Get it up an keep it up
One thing to remember is that IGMP support has to be continuous. If your product is to be robust to network failures, you need to ensure that you will re-send the IGMP joins when in LISTENING state, or at least after recovering from a network failure. But there's more. A grandmaster of
ClockClass < 128 that was in PASSIVE state, will transition to MASTER, not LISTENING when it stops receiving PTP Announce messages. So as far as the protocol itself goes, it has no means of detecting that it should re-join the multicast group. PTPd for example, does it periodically when in master state.
When a link goes down, its list of groups is removed from the IGMP snooping cache on the switch - so the receiver should re-join when it recovers. If your device replies to IGMP querries, then it will reply on next query, but the default query interval is typically at least 60 seconds - so it's best to join ourselves rather than wait for a query. On top of that, if you run IGMPv2, you may also wish to leave the multicast group on protocol shutdown.
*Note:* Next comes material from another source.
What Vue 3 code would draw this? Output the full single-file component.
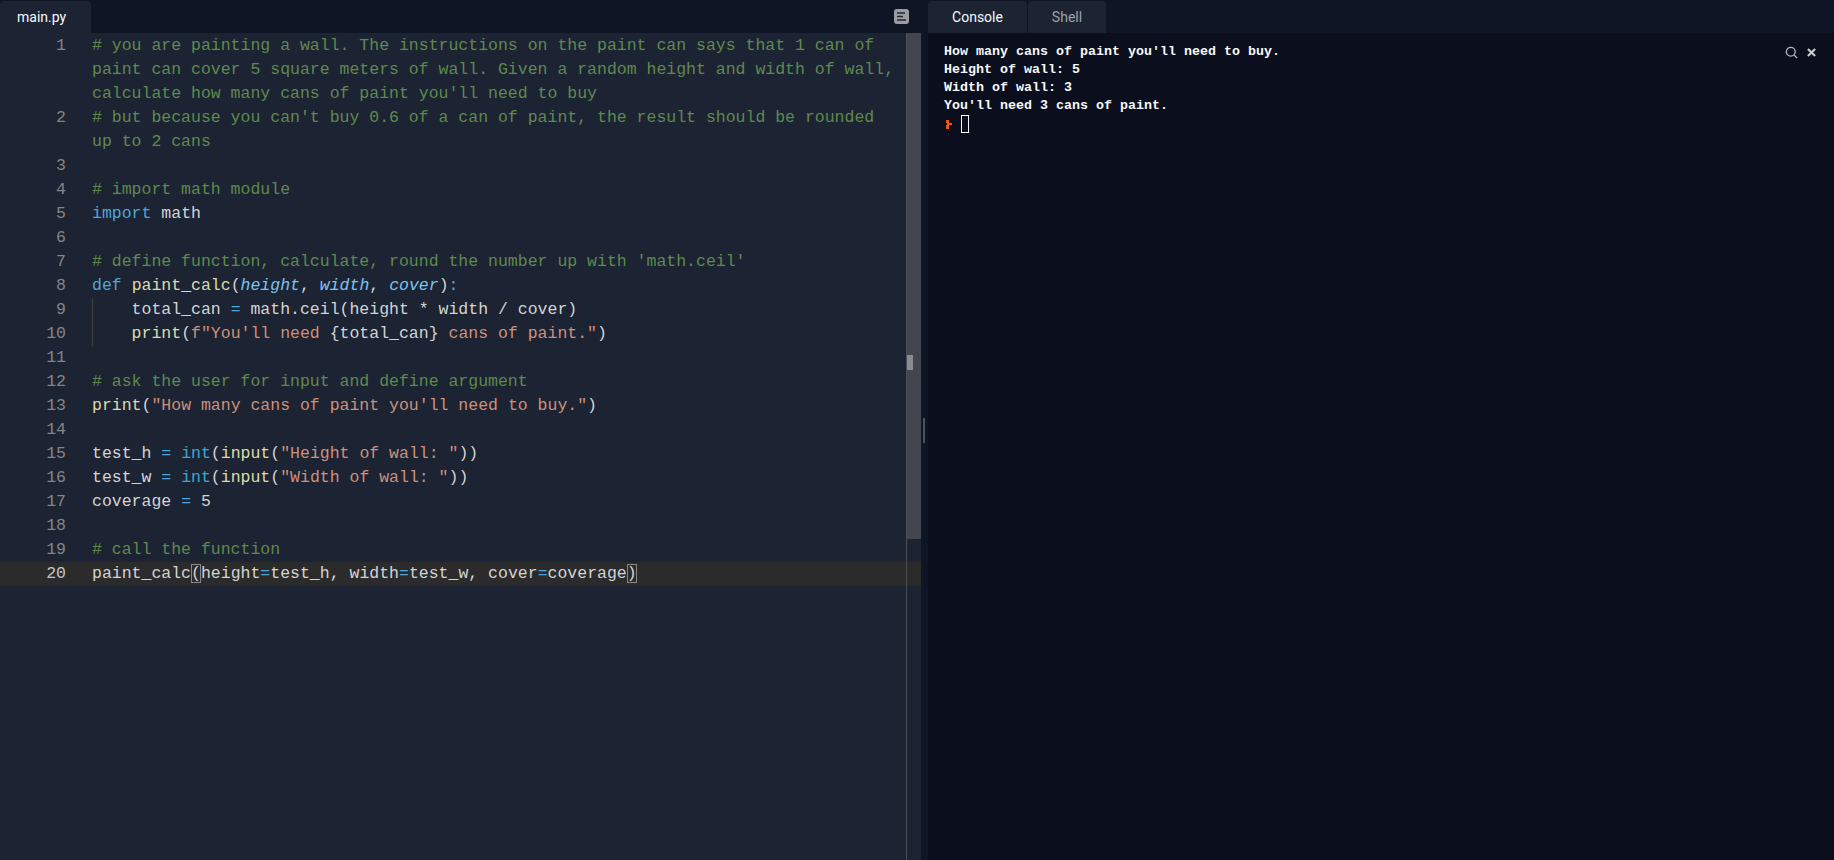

We can work around this - but we won't
When you approach a network engineering team with your multicast device that does not support IGMP, you will be met with slightly puzzled facial expressions and plenty of eyebrow action. Can we work around this? We can, by using static IGMP joins and disabling IGMP snooping if the situation warrants it. But we will do so very reluctantly. We have existing architectures and designs in place, we have procedures and policies, and we are not going to re-engineer our network for your broken implementation to work. It's as simple as that. Fix it. We've had enough.